Ist das noch Leben? Was ist der Sinn? Diese Fragen zwingen sich auf. Und ich darf sie nicht zulassen. Ich kann diesen Zustand nicht dauerhaft ertragen, wenn ich eine Perspektive suche. Mit jeder Art von Hoffnung züchte ich die nächste Enttäuschung. Besser den Blick vom Horizont nehmen und auf die fünfzig Zentimeter vor meinen Füßen zwingen. Jetzt grade kann ich atmen. Ich hab keine Schmerzen. Ich leide weder Durst noch Hunger. Ich friere nicht und bin nicht unmittelbar bedroht. Alles andere ist irrelevant. Das Leben hat einen Radius von fünfzig Zentimetern. Dann einen Schritt weiter. Und dann wieder warten, bis die Kraft für den nächsten Schritt da ist.

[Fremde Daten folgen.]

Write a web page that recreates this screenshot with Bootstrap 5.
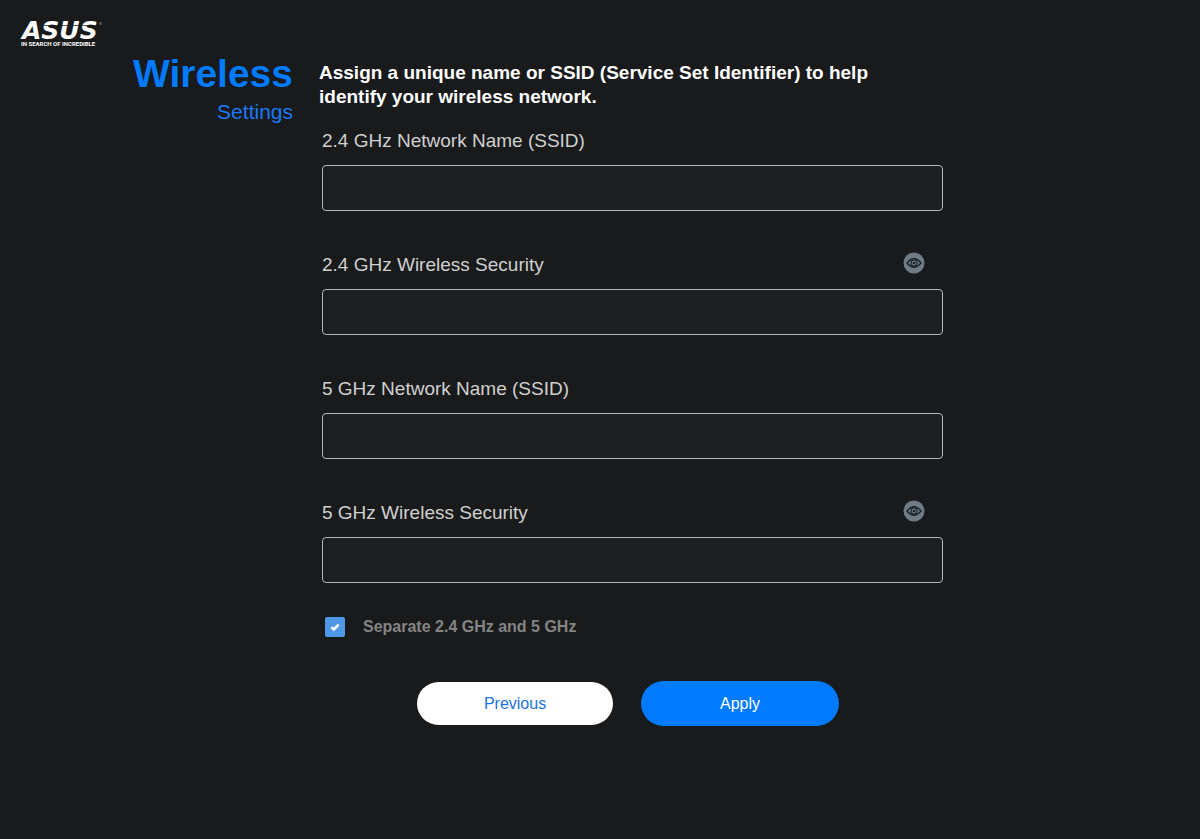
<!DOCTYPE html>
<html lang="en">
<head>
<meta charset="utf-8">
<meta name="viewport" content="width=device-width, initial-scale=1">
<title>ASUS Wireless Settings</title>
<link href="https://cdn.jsdelivr.net/npm/bootstrap@5.3.0/dist/css/bootstrap.min.css" rel="stylesheet">
<style>
  body {
    font-family: "Liberation Sans", Arial, sans-serif;
    background: #18191a repeating-conic-gradient(#161819 0% 25%, #1a1c1d 0% 50%) 0 0 / 4px 4px;
    color: #d0d0d0;
    min-height: 100vh;
  }
  .brand { padding: 10px 20px 0; height: 52px; }
  .brand svg { display: block; }
  .wizard { display: grid; grid-template-columns: minmax(0, 293fr) minmax(0, 881fr); column-gap: 26px; }
  .page-title { font-size: 39px; line-height: 44px; font-weight: 700; color: #007aff; }
  .page-sub { font-size: 21px; line-height: 32px; color: #1a7af5; }
  .setup { max-width: 624px; margin-right: 20px; }
  .intro { font-size: 19px; line-height: 24px; font-weight: 700; color: #fff; padding-top: 9px; margin-bottom: 18px; max-width: 580px; }
  .fields { padding-left: 3px; }
  .field-head { height: 28px; margin-bottom: 10px; padding-right: 18px; }
  .field-head label { font-size: 19px; line-height: 28px; }
  .field { margin-bottom: 40px; }
  .field .form-control, .field .form-control:focus {
    height: 46px; background: #1d1e20; border: 1px solid #b4b6b7; border-radius: 4px; color: #d0d0d0; font-size: 19px;
  }
  .eye { width: 22px; height: 22px; }
  .eye svg { display: block; }
  .split { gap: 18px; padding-left: 3px; margin-top: -8px; }
  .split .form-check-input {
    width: 20px; height: 20px; border-radius: 2px; margin: 0; border: 0; background-color: #4f98e8; background-size: 16px 16px;
  }
  .split .form-check-input:checked {
    background-image: url("data:image/svg+xml,%3Csvg xmlns='http://www.w3.org/2000/svg' viewBox='0 0 16 16'%3E%3Cpath fill='none' stroke='%23fff' stroke-width='2.6' d='M4.5 8.3l2.4 2.2 4.7-4.8'/%3E%3C/svg%3E");
  }
  .split label { font-size: 16px; line-height: 24px; font-weight: 700; color: #858585; }
  .actions { gap: 28px; padding-top: 42px; padding-right: 6px; }
  .actions .btn { font-size: 16px; border: 0; }
  .btn-prev, .btn-prev:hover { width: 196px; height: 43px; background: #fff; color: #1a73e0; }
  .btn-apply, .btn-apply:hover { width: 198px; height: 45px; background: #007aff; color: #fff; }
</style>
</head>
<body>
<header class="brand">
  <svg width="84" height="42" viewBox="0 0 84 42" role="img" aria-label="ASUS In Search of Incredible">
    <text x="2" y="29" font-family="DejaVu Sans, sans-serif" font-weight="700" font-style="italic" font-size="25" fill="#fff">ASUS</text>
    <path d="M22 15.500H78" stroke="#18191a" stroke-width=".7"/>
    <circle cx="80.500" cy="13.500" r="1" fill="none" stroke="#aaa" stroke-width=".6"/>
    <text x="1" y="36" font-family="Roboto, sans-serif" font-weight="700" font-size="6" fill="#fff">IN SEARCH OF INCREDIBLE</text>
  </svg>
</header>
<main class="wizard">
  <div class="text-end">
    <h1 class="page-title mb-0">Wireless</h1>
    <p class="page-sub mb-0">Settings</p>
  </div>
  <form class="setup">
    <p class="intro">Assign a unique name or SSID (Service Set Identifier) to help identify your wireless network.</p>
    <div class="fields">
      <div class="field">
        <div class="field-head"><label for="ssid24">2.4 GHz Network Name (SSID)</label></div>
        <input class="form-control" id="ssid24" type="text">
      </div>
      <div class="field">
        <div class="field-head d-flex justify-content-between align-items-center">
          <label for="key24">2.4 GHz Wireless Security</label>
          <button type="button" class="eye btn p-0 border-0 mb-1" aria-label="Show 2.4 GHz password">
            <svg width="22" height="22" viewBox="0 0 22 22"><circle cx="11" cy="11" r="10.500" fill="#707b85"/><path d="M4 11Q11 2.500 18 11Q11 19.500 4 11Z" fill="#707b85" stroke="#182029" stroke-width="1.300"/><circle cx="11" cy="11" r="3" fill="#707b85" stroke="#182029" stroke-width="1.100"/><circle cx="11" cy="11" r="1.300" fill="#182029"/></svg>
          </button>
        </div>
        <input class="form-control" id="key24" type="password">
      </div>
      <div class="field">
        <div class="field-head"><label for="ssid5">5 GHz Network Name (SSID)</label></div>
        <input class="form-control" id="ssid5" type="text">
      </div>
      <div class="field">
        <div class="field-head d-flex justify-content-between align-items-center">
          <label for="key5">5 GHz Wireless Security</label>
          <button type="button" class="eye btn p-0 border-0 mb-1" aria-label="Show 5 GHz password">
            <svg width="22" height="22" viewBox="0 0 22 22"><circle cx="11" cy="11" r="10.500" fill="#707b85"/><path d="M4 11Q11 2.500 18 11Q11 19.500 4 11Z" fill="#707b85" stroke="#182029" stroke-width="1.300"/><circle cx="11" cy="11" r="3" fill="#707b85" stroke="#182029" stroke-width="1.100"/><circle cx="11" cy="11" r="1.300" fill="#182029"/></svg>
          </button>
        </div>
        <input class="form-control" id="key5" type="password">
      </div>
      <div class="split d-flex align-items-center">
        <input class="form-check-input" id="separate" type="checkbox" checked>
        <label for="separate">Separate 2.4 GHz and 5 GHz</label>
      </div>
    </div>
    <div class="actions d-flex justify-content-center align-items-center">
      <button type="button" class="btn btn-prev rounded-pill">Previous</button>
      <button type="submit" class="btn btn-apply rounded-pill">Apply</button>
    </div>
  </form>
</main>
<script src="https://cdn.jsdelivr.net/npm/bootstrap@5.3.0/dist/js/bootstrap.bundle.min.js"></script>
</body>
</html>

„Was ist jetzt?“ Das war die allererste Übung in meiner Coaching-Ausbildung: Was spüre ich jetzt grade? Was sehe ich? Was höre ich? Was denke ich? Was fühle ich? 100% Gegenwart. Wie ein Tier. So lange mir das gelingt, lebe ich. Sobald der Blick weiter nach vorne geht, entferne ich mich vom Leben. Dann sehe ich die ganzen Einschränkungen und Defizite, die mich behindern. Dann kommt die Sehnsucht nach einem Ort, wo ich nicht sein kann. Nach einem Leben, das ich nicht mehr habe. Dann werde ich zum Geist, zum Zombie.
Ein Schritt nach dem anderen. Fünfzig Zentimeter.
Und wer weiß – vielleicht kommt doch irgendwann die Schöne vorbei, die mich aus meinen Mauern erlöst. Ich darf nur nicht zu sehr drauf hoffen. Siehe oben. Aber wenn diese Schöne kommt, dann heißt sie wahrscheinlich Prof. Dr. med. Carmen Scheibenbogen. Dieses Bild sollte ich ihr vielleicht mal zukommen lassen. 🙂
Lieber Klaus,
es ist erstaunlich: Schon wieder haben wir zur selben Zeit das selbe Thema. Auch ich bin nach langer Aufwärtsphase gecrasht und bewege mich gerade zwischen Enttäuschung, Hoffnung und mir die Hoffnung verbieten. Auch schwanke ich zwischen Akzeptanz und Selbstvorwürfen bezüglich meines Verhaltens, das zu dem Crash geführt hat. (Es ist so frustrierend, wenn man seinen Lebenshunger dermaßen an die Zügel nehmen muss.) Und ich ringe wie du darum, mit meiner Aufmerksamkeit in der Gegenwart zu bleiben, um mich nicht vom tatsächlich möglichen Leben zu entfernen. Für einen Blogbeitrag zum Thema „hoffen oder besser nicht?“ hat in den letzten Tagen meine Energie noch nicht gereicht.
Aber eigentlich ist mir weniger nach philosophieren sondern eher nach einer tröstlichen Umarmung…
Lieber Stefan,
das ist einfach eine Scheiß-Krankheit. Fühl dich fest umarmt!